▸ Stored data
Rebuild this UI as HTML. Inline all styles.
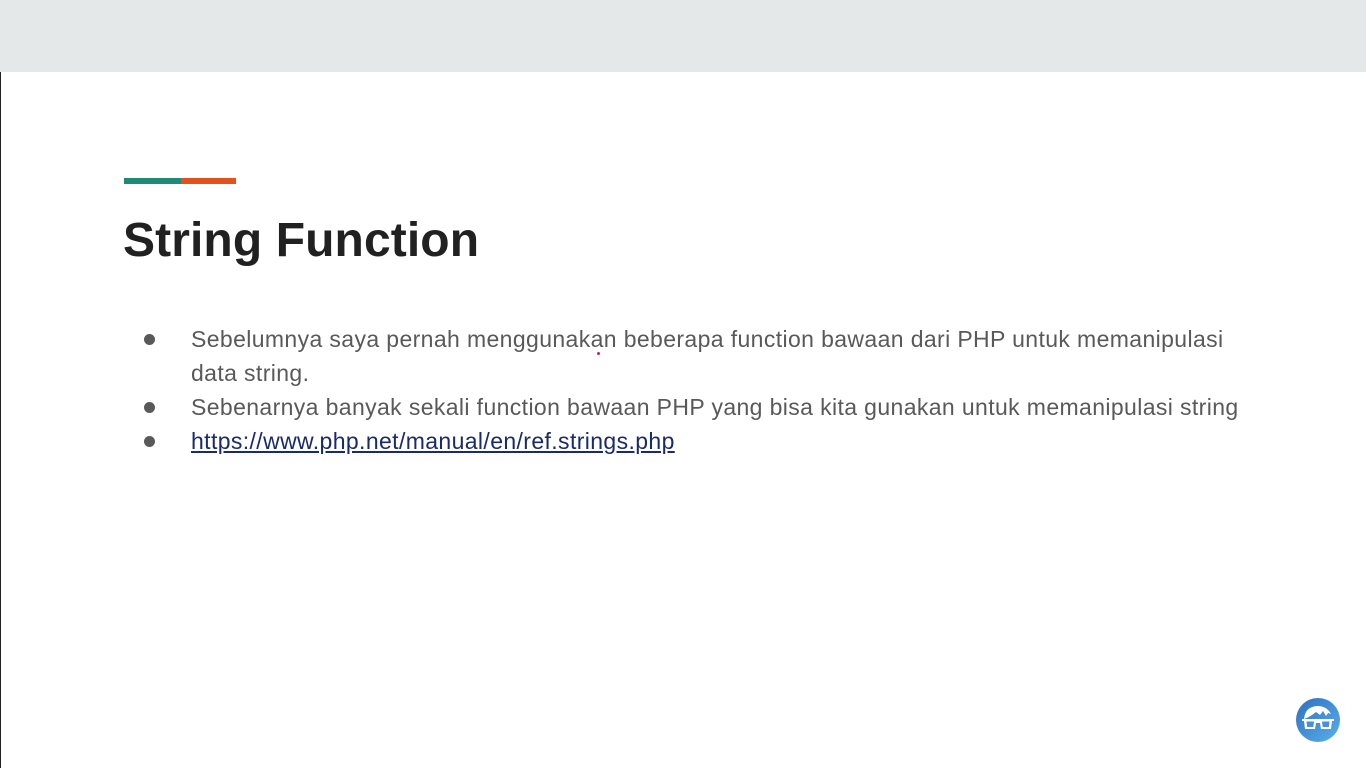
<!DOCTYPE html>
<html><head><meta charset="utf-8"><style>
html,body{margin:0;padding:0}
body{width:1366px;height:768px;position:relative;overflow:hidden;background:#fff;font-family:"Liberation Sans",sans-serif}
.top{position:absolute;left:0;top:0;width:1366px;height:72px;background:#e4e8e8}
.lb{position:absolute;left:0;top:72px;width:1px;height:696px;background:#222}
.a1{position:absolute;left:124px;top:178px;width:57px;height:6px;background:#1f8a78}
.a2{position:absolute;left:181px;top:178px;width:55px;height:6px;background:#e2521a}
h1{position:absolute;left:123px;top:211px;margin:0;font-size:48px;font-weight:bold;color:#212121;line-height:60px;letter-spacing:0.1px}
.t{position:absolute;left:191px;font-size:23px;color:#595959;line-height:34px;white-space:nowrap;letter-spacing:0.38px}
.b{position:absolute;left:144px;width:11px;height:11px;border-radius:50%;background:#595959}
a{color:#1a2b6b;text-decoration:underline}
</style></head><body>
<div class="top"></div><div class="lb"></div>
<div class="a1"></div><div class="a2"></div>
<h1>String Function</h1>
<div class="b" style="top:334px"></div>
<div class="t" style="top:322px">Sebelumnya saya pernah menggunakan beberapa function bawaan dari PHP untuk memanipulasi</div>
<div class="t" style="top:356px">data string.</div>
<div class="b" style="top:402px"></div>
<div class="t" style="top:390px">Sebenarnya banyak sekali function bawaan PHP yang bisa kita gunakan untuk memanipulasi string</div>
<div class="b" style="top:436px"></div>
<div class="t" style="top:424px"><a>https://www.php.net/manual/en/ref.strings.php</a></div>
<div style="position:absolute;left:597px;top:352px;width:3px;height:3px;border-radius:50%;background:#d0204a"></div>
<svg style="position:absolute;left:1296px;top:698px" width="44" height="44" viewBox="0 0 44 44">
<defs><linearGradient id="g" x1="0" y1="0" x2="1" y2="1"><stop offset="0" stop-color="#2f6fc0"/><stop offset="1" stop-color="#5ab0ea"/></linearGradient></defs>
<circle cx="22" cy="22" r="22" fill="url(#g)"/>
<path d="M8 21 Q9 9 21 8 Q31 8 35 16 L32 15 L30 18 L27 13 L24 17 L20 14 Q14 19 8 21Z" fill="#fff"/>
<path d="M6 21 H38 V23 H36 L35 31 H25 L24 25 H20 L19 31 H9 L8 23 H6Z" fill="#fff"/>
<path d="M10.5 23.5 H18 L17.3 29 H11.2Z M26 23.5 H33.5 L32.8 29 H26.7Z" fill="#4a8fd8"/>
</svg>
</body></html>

▸ Task details
Extract the full listing exactly, with the pictures left out.

▸ Written response
Rebuild this UI as HTML. Inline all styles.
<!DOCTYPE html>
<html><head><meta charset="utf-8"><style>
html,body{margin:0;padding:0}
body{width:1366px;height:768px;position:relative;overflow:hidden;background:#fff;font-family:"Liberation Sans",sans-serif}
.top{position:absolute;left:0;top:0;width:1366px;height:72px;background:#e4e8e8}
.lb{position:absolute;left:0;top:72px;width:1px;height:696px;background:#222}
.a1{position:absolute;left:124px;top:178px;width:57px;height:6px;background:#1f8a78}
.a2{position:absolute;left:181px;top:178px;width:55px;height:6px;background:#e2521a}
h1{position:absolute;left:123px;top:211px;margin:0;font-size:48px;font-weight:bold;color:#212121;line-height:60px;letter-spacing:0.1px}
.t{position:absolute;left:191px;font-size:23px;color:#595959;line-height:34px;white-space:nowrap;letter-spacing:0.38px}
.b{position:absolute;left:144px;width:11px;height:11px;border-radius:50%;background:#595959}
a{color:#1a2b6b;text-decoration:underline}
</style></head><body>
<div class="top"></div><div class="lb"></div>
<div class="a1"></div><div class="a2"></div>
<h1>String Function</h1>
<div class="b" style="top:334px"></div>
<div class="t" style="top:322px">Sebelumnya saya pernah menggunakan beberapa function bawaan dari PHP untuk memanipulasi</div>
<div class="t" style="top:356px">data string.</div>
<div class="b" style="top:402px"></div>
<div class="t" style="top:390px">Sebenarnya banyak sekali function bawaan PHP yang bisa kita gunakan untuk memanipulasi string</div>
<div class="b" style="top:436px"></div>
<div class="t" style="top:424px"><a>https://www.php.net/manual/en/ref.strings.php</a></div>
<div style="position:absolute;left:597px;top:352px;width:3px;height:3px;border-radius:50%;background:#d0204a"></div>
<svg style="position:absolute;left:1296px;top:698px" width="44" height="44" viewBox="0 0 44 44">
<defs><linearGradient id="g" x1="0" y1="0" x2="1" y2="1"><stop offset="0" stop-color="#2f6fc0"/><stop offset="1" stop-color="#5ab0ea"/></linearGradient></defs>
<circle cx="22" cy="22" r="22" fill="url(#g)"/>
<path d="M8 21 Q9 9 21 8 Q31 8 35 16 L32 15 L30 18 L27 13 L24 17 L20 14 Q14 19 8 21Z" fill="#fff"/>
<path d="M6 21 H38 V23 H36 L35 31 H25 L24 25 H20 L19 31 H9 L8 23 H6Z" fill="#fff"/>
<path d="M10.5 23.5 H18 L17.3 29 H11.2Z M26 23.5 H33.5 L32.8 29 H26.7Z" fill="#4a8fd8"/>
</svg>
</body></html>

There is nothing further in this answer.